For 17 years, Johns Hopkins physician assistant Pat Letke has been caring for some of the poorest of the working poor—uninsured families, mostly Latino immigrants—out of a mobile clinic in southeast Baltimore.

In the Johns Hopkins Bayview Medical Center Community Care-A-Van, Letke travels four days a week with just a driver/patient registrar and an interpreter, serving some 2,000 clients a year in the neighborhoods around Johns Hopkins Bayview—community members who couldn’t otherwise afford medical care.

“Our target population is children and pregnant women,” says Letke, who has extensive experience in pediatrics and emergency medicine, and has worked with families in Papua New Guinea and with the homeless in Washington, D.C. “We provide kids with school physicals, see them when they’re sick, administer vaccines, and screen for lead poisoning and other issues. We connect uninsured women with prenatal care. We’ve been out in the community so long that we have long-standing relationships with a lot of families.”

The biggest issue for her clients is lack of resources—prescription drugs and even food are often beyond their means. But lack of education is also a problem. “About 70 percent of my patients have a sixth-grade education or less,” she says.

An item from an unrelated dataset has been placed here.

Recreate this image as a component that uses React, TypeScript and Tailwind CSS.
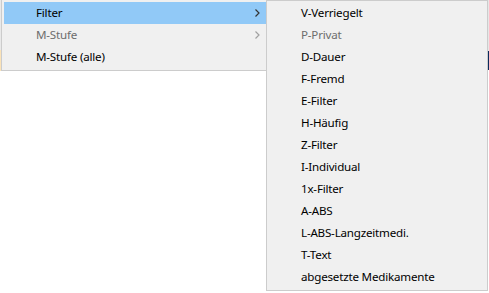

The great thing about a mobile clinic is that “we can change locations as the neighborhoods’ needs change,” says Letke, who in 2007 received Baltimore City’s first annual Dr. Sebastian Russo Award, named for a doctor legendary for treating the city’s disadvantaged.

Last fall, the aging Care-A-Van was replaced with a new model.

 “Our current unit has served us very well, and we’ve taken excellent care of it, but it’s getting hard to find replacement parts, which can impact delivering care,” says Letke. “The new 39-foot van has two examination rooms, a patient registration area, a patient wait space, a bathroom and a laboratory/work area. It ensures uninterrupted care for those who greatly need it.”